Jeopolitik gelişmelerin yakından takip edilmesi gerektiğine dikkat çeken Şimşek, Türkiye’nin artan jeopolitik önemine dikkat çekti. Şimşek, "2025’te bu önem çok daha net bir şekilde ortaya çıkmış olacak. Bölgemizdeki birçok sorunun çözümünde Türkiye lider rolünü oynamaya devam edecek ve bu durum dünyada daha çok takdir edilecek." dedi.
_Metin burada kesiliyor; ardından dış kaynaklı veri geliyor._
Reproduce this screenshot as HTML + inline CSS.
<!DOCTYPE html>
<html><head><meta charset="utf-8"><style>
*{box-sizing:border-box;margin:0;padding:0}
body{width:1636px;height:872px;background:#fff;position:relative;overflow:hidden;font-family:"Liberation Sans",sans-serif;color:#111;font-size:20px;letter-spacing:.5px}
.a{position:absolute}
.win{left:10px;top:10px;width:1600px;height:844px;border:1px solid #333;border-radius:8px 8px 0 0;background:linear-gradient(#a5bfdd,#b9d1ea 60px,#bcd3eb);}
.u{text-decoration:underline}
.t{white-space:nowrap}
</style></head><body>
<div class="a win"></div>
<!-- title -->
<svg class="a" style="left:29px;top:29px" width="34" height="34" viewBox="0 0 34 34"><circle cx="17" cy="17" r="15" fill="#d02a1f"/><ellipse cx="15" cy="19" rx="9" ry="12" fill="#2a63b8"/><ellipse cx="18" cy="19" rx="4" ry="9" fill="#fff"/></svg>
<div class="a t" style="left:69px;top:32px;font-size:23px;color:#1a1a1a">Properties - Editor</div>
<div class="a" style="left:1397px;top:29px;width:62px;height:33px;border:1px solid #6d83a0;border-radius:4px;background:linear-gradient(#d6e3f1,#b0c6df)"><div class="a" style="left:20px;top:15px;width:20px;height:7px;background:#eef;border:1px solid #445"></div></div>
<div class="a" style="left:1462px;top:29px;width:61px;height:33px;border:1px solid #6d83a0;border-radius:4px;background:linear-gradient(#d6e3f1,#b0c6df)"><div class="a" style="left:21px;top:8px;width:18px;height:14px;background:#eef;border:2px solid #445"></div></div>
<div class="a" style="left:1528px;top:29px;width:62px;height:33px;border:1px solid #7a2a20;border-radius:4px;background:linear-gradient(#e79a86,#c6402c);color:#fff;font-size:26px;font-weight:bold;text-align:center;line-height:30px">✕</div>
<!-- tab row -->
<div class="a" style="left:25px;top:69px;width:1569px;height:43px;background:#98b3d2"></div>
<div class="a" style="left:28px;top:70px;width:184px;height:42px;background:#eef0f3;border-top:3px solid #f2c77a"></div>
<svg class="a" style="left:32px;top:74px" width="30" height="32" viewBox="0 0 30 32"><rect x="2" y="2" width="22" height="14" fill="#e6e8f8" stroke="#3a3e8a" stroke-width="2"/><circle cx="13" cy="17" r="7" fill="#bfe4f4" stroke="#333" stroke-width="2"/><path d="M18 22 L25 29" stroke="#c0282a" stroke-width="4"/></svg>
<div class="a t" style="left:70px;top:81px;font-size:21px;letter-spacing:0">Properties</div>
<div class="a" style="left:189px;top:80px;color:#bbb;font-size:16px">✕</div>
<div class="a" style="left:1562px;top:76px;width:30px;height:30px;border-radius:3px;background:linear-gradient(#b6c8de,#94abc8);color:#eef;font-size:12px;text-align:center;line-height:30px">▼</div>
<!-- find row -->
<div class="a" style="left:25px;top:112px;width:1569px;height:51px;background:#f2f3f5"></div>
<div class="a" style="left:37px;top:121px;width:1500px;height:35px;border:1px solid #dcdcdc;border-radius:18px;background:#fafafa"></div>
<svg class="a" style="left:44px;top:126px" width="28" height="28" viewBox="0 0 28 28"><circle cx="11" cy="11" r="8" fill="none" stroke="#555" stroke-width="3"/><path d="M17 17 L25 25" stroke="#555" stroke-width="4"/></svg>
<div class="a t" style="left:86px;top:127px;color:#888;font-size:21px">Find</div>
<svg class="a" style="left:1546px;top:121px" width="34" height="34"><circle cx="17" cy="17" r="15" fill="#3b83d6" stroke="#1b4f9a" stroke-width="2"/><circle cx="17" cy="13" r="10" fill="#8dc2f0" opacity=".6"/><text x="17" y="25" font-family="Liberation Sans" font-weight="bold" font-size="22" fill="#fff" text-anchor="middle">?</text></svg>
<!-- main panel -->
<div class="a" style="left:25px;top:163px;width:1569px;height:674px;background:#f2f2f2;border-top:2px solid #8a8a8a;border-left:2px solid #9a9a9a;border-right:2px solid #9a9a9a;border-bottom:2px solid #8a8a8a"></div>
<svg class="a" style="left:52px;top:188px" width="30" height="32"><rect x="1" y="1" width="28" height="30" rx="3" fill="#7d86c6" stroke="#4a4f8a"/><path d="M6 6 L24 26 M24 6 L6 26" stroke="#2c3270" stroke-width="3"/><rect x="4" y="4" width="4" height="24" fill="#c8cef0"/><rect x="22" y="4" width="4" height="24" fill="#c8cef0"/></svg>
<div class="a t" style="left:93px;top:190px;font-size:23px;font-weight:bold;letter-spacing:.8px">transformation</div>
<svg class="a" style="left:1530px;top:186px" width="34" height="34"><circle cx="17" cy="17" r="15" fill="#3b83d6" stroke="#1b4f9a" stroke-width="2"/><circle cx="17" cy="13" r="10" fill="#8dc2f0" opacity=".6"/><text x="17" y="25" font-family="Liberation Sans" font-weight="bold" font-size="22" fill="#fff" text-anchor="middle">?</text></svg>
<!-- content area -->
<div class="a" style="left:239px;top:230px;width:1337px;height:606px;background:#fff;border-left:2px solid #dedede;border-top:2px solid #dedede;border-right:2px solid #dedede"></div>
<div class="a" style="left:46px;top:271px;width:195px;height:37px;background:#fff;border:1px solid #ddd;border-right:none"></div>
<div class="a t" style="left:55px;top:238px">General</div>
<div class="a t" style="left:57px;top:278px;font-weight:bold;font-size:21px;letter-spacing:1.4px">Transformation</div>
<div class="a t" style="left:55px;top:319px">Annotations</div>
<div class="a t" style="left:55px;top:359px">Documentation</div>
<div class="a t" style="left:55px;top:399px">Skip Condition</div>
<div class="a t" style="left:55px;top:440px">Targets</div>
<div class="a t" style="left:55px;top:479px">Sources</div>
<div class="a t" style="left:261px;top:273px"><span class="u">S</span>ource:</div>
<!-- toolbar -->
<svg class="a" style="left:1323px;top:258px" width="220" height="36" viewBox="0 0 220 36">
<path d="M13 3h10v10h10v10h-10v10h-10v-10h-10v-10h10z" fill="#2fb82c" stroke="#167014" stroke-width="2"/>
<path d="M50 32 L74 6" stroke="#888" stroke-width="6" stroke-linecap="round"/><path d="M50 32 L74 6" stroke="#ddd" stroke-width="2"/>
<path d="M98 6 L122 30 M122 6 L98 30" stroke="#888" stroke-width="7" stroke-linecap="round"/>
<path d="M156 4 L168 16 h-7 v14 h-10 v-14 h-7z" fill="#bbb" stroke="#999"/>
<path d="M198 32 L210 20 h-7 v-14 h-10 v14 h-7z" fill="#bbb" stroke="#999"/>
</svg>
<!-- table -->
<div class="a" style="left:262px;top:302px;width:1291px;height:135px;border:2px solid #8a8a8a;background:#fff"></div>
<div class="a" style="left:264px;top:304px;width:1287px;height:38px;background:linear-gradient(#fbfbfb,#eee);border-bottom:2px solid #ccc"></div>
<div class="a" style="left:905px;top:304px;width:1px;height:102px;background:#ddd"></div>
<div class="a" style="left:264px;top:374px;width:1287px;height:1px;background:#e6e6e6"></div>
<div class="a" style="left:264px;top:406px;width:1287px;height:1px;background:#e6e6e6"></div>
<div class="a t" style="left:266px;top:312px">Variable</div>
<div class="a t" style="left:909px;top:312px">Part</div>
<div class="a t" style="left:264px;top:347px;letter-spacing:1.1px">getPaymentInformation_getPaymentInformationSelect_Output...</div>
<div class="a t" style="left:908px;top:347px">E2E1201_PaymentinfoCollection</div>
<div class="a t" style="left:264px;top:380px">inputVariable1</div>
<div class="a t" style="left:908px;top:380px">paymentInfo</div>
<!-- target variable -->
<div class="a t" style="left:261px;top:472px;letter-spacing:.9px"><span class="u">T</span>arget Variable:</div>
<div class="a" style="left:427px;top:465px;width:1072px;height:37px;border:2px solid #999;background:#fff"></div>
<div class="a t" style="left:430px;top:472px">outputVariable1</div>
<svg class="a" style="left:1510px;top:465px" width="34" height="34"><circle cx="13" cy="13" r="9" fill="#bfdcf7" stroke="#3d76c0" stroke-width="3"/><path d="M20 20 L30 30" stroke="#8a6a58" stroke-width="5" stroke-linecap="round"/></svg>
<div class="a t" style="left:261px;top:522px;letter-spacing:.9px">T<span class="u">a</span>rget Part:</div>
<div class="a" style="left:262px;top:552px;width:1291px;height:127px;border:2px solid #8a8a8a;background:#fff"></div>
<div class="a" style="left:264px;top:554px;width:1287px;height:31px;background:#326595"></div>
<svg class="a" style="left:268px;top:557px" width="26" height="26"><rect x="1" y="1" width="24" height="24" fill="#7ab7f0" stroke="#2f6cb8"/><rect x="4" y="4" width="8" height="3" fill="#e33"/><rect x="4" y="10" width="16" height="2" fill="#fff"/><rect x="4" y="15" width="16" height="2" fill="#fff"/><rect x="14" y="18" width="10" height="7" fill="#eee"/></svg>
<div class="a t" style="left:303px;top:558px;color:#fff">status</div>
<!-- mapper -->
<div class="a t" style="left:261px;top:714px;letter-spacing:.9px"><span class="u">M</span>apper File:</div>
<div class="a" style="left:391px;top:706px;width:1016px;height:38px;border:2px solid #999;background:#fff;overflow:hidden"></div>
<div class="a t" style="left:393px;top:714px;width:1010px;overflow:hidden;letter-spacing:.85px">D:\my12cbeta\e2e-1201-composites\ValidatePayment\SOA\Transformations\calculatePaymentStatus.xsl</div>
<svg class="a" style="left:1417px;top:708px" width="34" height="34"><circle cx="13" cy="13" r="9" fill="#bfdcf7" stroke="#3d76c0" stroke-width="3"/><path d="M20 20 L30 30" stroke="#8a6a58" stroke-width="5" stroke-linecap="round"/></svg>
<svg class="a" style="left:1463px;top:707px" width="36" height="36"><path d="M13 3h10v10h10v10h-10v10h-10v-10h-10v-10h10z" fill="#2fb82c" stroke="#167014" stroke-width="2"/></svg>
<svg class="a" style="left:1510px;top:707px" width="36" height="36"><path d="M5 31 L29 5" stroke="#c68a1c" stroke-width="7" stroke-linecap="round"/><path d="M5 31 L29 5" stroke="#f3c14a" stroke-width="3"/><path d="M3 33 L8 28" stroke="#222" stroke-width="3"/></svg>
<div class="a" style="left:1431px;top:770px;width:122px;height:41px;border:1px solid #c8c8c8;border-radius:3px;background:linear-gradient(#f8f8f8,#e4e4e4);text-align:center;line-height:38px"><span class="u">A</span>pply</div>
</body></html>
KÜRESEL TİCARETTE YENİ TRENDLER  

ABD ve Çin arasında yaşanan jeostratejik rekabetin küresel ticarette yeni bir "normal" olduğunu belirten Bakan Şimşek, ticaretteki sınırlamaların ciddi boyutlara ulaştığını söyledi. "Küresel imalat sanayisinin üssü değişti. Çin’in küresel imalat sanayisindeki payı yüzde 8,6’dan yüzde 30’un üzerine çıktı. Bu durum dost ülkelerden tedarik gibi yeni trendler oluşturuyor." diye konuştu.
ABD’nin ticaret politikalarındaki belirsizliklerin Türkiye’ye etkisini de değerlendiren Şimşek, bu etkilerin sınırlı olacağını belirterek, "ABD’ye karşı ticaret fazlamız yok, ayrıca yüksek gümrük tarifeleriyle zaten karşı karşıyayız. Ancak Çin ihracatının rota değiştirmesi nedeniyle bu alanda ABD’nin yeni politikalarının bizi dolaylı olarak ciddi şekilde etkileyebileceğini göz önünde bulundurmalıyız." ifadelerini kullandı.


DOLARIN KÜRESEL ETKİSİ

Doların küresel ticaretteki önemine dikkat çeken Şimşek, paritedeki dalgalanmaların Türkiye'yi etkilediğini belirtti. Şimşek, "Hammaddeyi dolarla ithal ediyoruz ancak ihracatımızı euro ile yapıyoruz. Dolayısıyla paritedeki değişiklikler rekabet gücümüzü doğrudan etkiliyor." dedi. Bakan Şimşek, Türkiye ekonomisinin mevcut dinamiklerle destekleyici bir ortamda olduğunu vurgulayarak, kısa vadede olumlu rüzgarların estiğini belirtti.